[Task details] Can you transcribe every line exactly and leave the pictures behind?

[Information supplied]
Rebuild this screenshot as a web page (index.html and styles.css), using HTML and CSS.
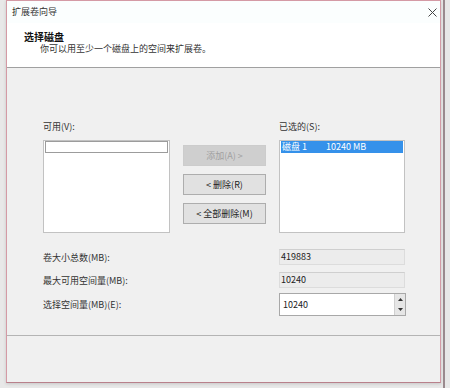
FILE: index.html
```html
<!DOCTYPE html>
<html lang="zh-CN">
<head>
<meta charset="UTF-8">
<title>扩展卷向导</title>
<link rel="stylesheet" href="styles.css">
</head>
<body>
<div class="desk">
  <div class="dialog">
    <div class="header">
      <div class="titlebar">
        <span class="title">扩展卷向导</span>
        <svg class="close" width="9" height="9" viewBox="0 0 9 9">
          <path d="M0.5 0.5 L8.5 8.5 M8.5 0.5 L0.5 8.5" stroke="#444" stroke-width="1" fill="none"/>
        </svg>
      </div>
      <div class="heading">选择磁盘</div>
      <div class="desc">你可以用至少一个磁盘上的空间来扩展卷。</div>
    </div>

    <div class="content">
      <div class="lists">
        <div class="col">
          <div class="label">可用(V):</div>
          <div class="listbox">
            <div class="item empty"></div>
          </div>
        </div>
        <div class="buttons">
          <div class="btn disabled">添加(A) &gt;</div>
          <div class="btn">&lt; 删除(R)</div>
          <div class="btn">&lt; 全部删除(M)</div>
        </div>
        <div class="col">
          <div class="label">已选的(S):</div>
          <div class="listbox">
            <div class="item selected"><span class="disk">磁盘 1</span><span>10240 MB</span></div>
          </div>
        </div>
      </div>

      <div class="fields">
        <div class="row">
          <div class="flabel">卷大小总数(MB):</div>
          <div class="field readonly">419883</div>
        </div>
        <div class="row">
          <div class="flabel">最大可用空间量(MB):</div>
          <div class="field readonly">10240</div>
        </div>
        <div class="row spinrow">
          <div class="flabel">选择空间量(MB)(E):</div>
          <div class="field spin">
            <span class="val">10240</span>
            <div class="arrows">
              <div class="arrow"><svg width="5" height="3" viewBox="0 0 5 3"><path d="M0 3 L2.5 0 L5 3 Z" fill="#333"/></svg></div>
              <div class="arrow"><svg width="5" height="3" viewBox="0 0 5 3"><path d="M0 0 L2.5 3 L5 0 Z" fill="#333"/></svg></div>
            </div>
          </div>
        </div>
      </div>
    </div>

    <div class="footer"></div>
  </div>
  <div class="edge"></div>
</div>
</body>
</html>
```

FILE: styles.css
```css
body {
  margin: 0;
  width: 450px;
  height: 388px;
  overflow: hidden;
  background-color: #d9d9d9;
  font-family: "Noto Sans CJK SC", "Noto Sans", sans-serif;
  font-size: 9px;
  color: #222;
}
.desk {
  display: flex;
  height: 388px;
  padding-left: 6px;
  background-color: #e8e8e8;
  border-left: 2px solid #bdbdbd;
  box-sizing: border-box;
  margin-left: -2px;
}
.dialog {
  width: 435px;
  height: 383px;
  box-sizing: border-box;
  border: 1px solid #d49aa5;
  border-bottom-color: #b9808b;
  background-color: #f0f0f0;
  display: flex;
  flex-direction: column;
  box-shadow: 0 1px 3px rgba(0,0,0,0.15);
}
.edge {
  width: 2px;
  margin-left: 2px;
  background-color: #9a8a8e;
}
.header {
  background-color: #fff;
  height: 66px;
  border-bottom: 1px solid #a0a0a0;
  box-sizing: content-box;
}
.titlebar {
  display: flex;
  justify-content: space-between;
  align-items: center;
  height: 22px;
  padding: 0 3px 0 5px;
  background-color: #fbfefe;
}
.title {
  line-height: 22px;
  color: #333;
}
.heading {
  margin-top: 8px;
  padding-left: 17px;
  line-height: 12px;
  font-size: 10px;
  font-weight: bold;
  color: #111;
}
.desc {
  padding-left: 33px;
  line-height: 12px;
  color: #333;
}
.content {
  flex: 1;
  padding: 53px 0 0 36px;
}
.lists {
  display: grid;
  grid-template-columns: 127px 83px 126px;
  column-gap: 13px;
}
.label {
  line-height: 12px;
  margin-bottom: 7px;
  color: #333;
}
.listbox {
  height: 93px;
  box-sizing: border-box;
  background-color: #fff;
  border: 1px solid #c2c2c2;
  padding: 0 1px;
}
.item {
  height: 12px;
  box-sizing: border-box;
  line-height: 12px;
}
.item.empty {
  border: 1px solid #9c9c9c;
}
.item.selected {
  background-color: #3591ea;
  color: #fff;
  display: flex;
  padding-left: 1px;
}
.disk {
  width: 44px;
}
.buttons {
  display: flex;
  flex-direction: column;
  gap: 8px;
  padding-top: 24px;
}
.btn {
  height: 21px;
  box-sizing: border-box;
  border: 1px solid #adadad;
  background-color: #e1e1e1;
  line-height: 19px;
  text-align: center;
  color: #222;
}
.btn.disabled {
  border-color: #cccccc;
  background-color: #cfcfcf;
  color: #a0a0a0;
}
.fields {
  margin-top: 16px;
  display: flex;
  flex-direction: column;
  gap: 7px;
  width: 370px;
}
.row {
  display: flex;
  align-items: center;
}
.spinrow {
  margin-top: -2px;
}
.flabel {
  width: 236px;
  color: #333;
}
.field {
  width: 126px;
  height: 16px;
  box-sizing: border-box;
  line-height: 14px;
  padding-left: 1px;
}
.readonly {
  background-color: #ececec;
  border: 1px solid #dcdcdc;
  border-top-color: #cfcfcf;
}
.spin {
  width: 127px;
  height: 23px;
  background-color: #fff;
  border: 1px solid #a8a8a8;
  display: flex;
  justify-content: space-between;
  padding-left: 3px;
}
.val {
  line-height: 21px;
}
.arrows {
  display: flex;
  flex-direction: column;
  width: 10px;
  background-color: #e6e6e6;
  border-left: 1px solid #d0d0d0;
}
.arrow {
  flex: 1;
  display: flex;
  align-items: center;
  justify-content: center;
}
.footer {
  height: 46px;
  border-top: 1px solid #b4b4b4;
}
```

[Answer to the problem]
Rebuild this screenshot as a web page (index.html and styles.css), using HTML and CSS.
FILE: index.html
```html
<!DOCTYPE html>
<html lang="zh-CN">
<head>
<meta charset="UTF-8">
<title>扩展卷向导</title>
<link rel="stylesheet" href="styles.css">
</head>
<body>
<div class="desk">
  <div class="dialog">
    <div class="header">
      <div class="titlebar">
        <span class="title">扩展卷向导</span>
        <svg class="close" width="9" height="9" viewBox="0 0 9 9">
          <path d="M0.5 0.5 L8.5 8.5 M8.5 0.5 L0.5 8.5" stroke="#444" stroke-width="1" fill="none"/>
        </svg>
      </div>
      <div class="heading">选择磁盘</div>
      <div class="desc">你可以用至少一个磁盘上的空间来扩展卷。</div>
    </div>

    <div class="content">
      <div class="lists">
        <div class="col">
          <div class="label">可用(V):</div>
          <div class="listbox">
            <div class="item empty"></div>
          </div>
        </div>
        <div class="buttons">
          <div class="btn disabled">添加(A) &gt;</div>
          <div class="btn">&lt; 删除(R)</div>
          <div class="btn">&lt; 全部删除(M)</div>
        </div>
        <div class="col">
          <div class="label">已选的(S):</div>
          <div class="listbox">
            <div class="item selected"><span class="disk">磁盘 1</span><span>10240 MB</span></div>
          </div>
        </div>
      </div>

      <div class="fields">
        <div class="row">
          <div class="flabel">卷大小总数(MB):</div>
          <div class="field readonly">419883</div>
        </div>
        <div class="row">
          <div class="flabel">最大可用空间量(MB):</div>
          <div class="field readonly">10240</div>
        </div>
        <div class="row spinrow">
          <div class="flabel">选择空间量(MB)(E):</div>
          <div class="field spin">
            <span class="val">10240</span>
            <div class="arrows">
              <div class="arrow"><svg width="5" height="3" viewBox="0 0 5 3"><path d="M0 3 L2.5 0 L5 3 Z" fill="#333"/></svg></div>
              <div class="arrow"><svg width="5" height="3" viewBox="0 0 5 3"><path d="M0 0 L2.5 3 L5 0 Z" fill="#333"/></svg></div>
            </div>
          </div>
        </div>
      </div>
    </div>

    <div class="footer"></div>
  </div>
  <div class="edge"></div>
</div>
</body>
</html>
```

FILE: styles.css
```css
body {
  margin: 0;
  width: 450px;
  height: 388px;
  overflow: hidden;
  background-color: #d9d9d9;
  font-family: "Noto Sans CJK SC", "Noto Sans", sans-serif;
  font-size: 9px;
  color: #222;
}
.desk {
  display: flex;
  height: 388px;
  padding-left: 6px;
  background-color: #e8e8e8;
  border-left: 2px solid #bdbdbd;
  box-sizing: border-box;
  margin-left: -2px;
}
.dialog {
  width: 435px;
  height: 383px;
  box-sizing: border-box;
  border: 1px solid #d49aa5;
  border-bottom-color: #b9808b;
  background-color: #f0f0f0;
  display: flex;
  flex-direction: column;
  box-shadow: 0 1px 3px rgba(0,0,0,0.15);
}
.edge {
  width: 2px;
  margin-left: 2px;
  background-color: #9a8a8e;
}
.header {
  background-color: #fff;
  height: 66px;
  border-bottom: 1px solid #a0a0a0;
  box-sizing: content-box;
}
.titlebar {
  display: flex;
  justify-content: space-between;
  align-items: center;
  height: 22px;
  padding: 0 3px 0 5px;
  background-color: #fbfefe;
}
.title {
  line-height: 22px;
  color: #333;
}
.heading {
  margin-top: 8px;
  padding-left: 17px;
  line-height: 12px;
  font-size: 10px;
  font-weight: bold;
  color: #111;
}
.desc {
  padding-left: 33px;
  line-height: 12px;
  color: #333;
}
.content {
  flex: 1;
  padding: 53px 0 0 36px;
}
.lists {
  display: grid;
  grid-template-columns: 127px 83px 126px;
  column-gap: 13px;
}
.label {
  line-height: 12px;
  margin-bottom: 7px;
  color: #333;
}
.listbox {
  height: 93px;
  box-sizing: border-box;
  background-color: #fff;
  border: 1px solid #c2c2c2;
  padding: 0 1px;
}
.item {
  height: 12px;
  box-sizing: border-box;
  line-height: 12px;
}
.item.empty {
  border: 1px solid #9c9c9c;
}
.item.selected {
  background-color: #3591ea;
  color: #fff;
  display: flex;
  padding-left: 1px;
}
.disk {
  width: 44px;
}
.buttons {
  display: flex;
  flex-direction: column;
  gap: 8px;
  padding-top: 24px;
}
.btn {
  height: 21px;
  box-sizing: border-box;
  border: 1px solid #adadad;
  background-color: #e1e1e1;
  line-height: 19px;
  text-align: center;
  color: #222;
}
.btn.disabled {
  border-color: #cccccc;
  background-color: #cfcfcf;
  color: #a0a0a0;
}
.fields {
  margin-top: 16px;
  display: flex;
  flex-direction: column;
  gap: 7px;
  width: 370px;
}
.row {
  display: flex;
  align-items: center;
}
.spinrow {
  margin-top: -2px;
}
.flabel {
  width: 236px;
  color: #333;
}
.field {
  width: 126px;
  height: 16px;
  box-sizing: border-box;
  line-height: 14px;
  padding-left: 1px;
}
.readonly {
  background-color: #ececec;
  border: 1px solid #dcdcdc;
  border-top-color: #cfcfcf;
}
.spin {
  width: 127px;
  height: 23px;
  background-color: #fff;
  border: 1px solid #a8a8a8;
  display: flex;
  justify-content: space-between;
  padding-left: 3px;
}
.val {
  line-height: 21px;
}
.arrows {
  display: flex;
  flex-direction: column;
  width: 10px;
  background-color: #e6e6e6;
  border-left: 1px solid #d0d0d0;
}
.arrow {
  flex: 1;
  display: flex;
  align-items: center;
  justify-content: center;
}
.footer {
  height: 46px;
  border-top: 1px solid #b4b4b4;
}
```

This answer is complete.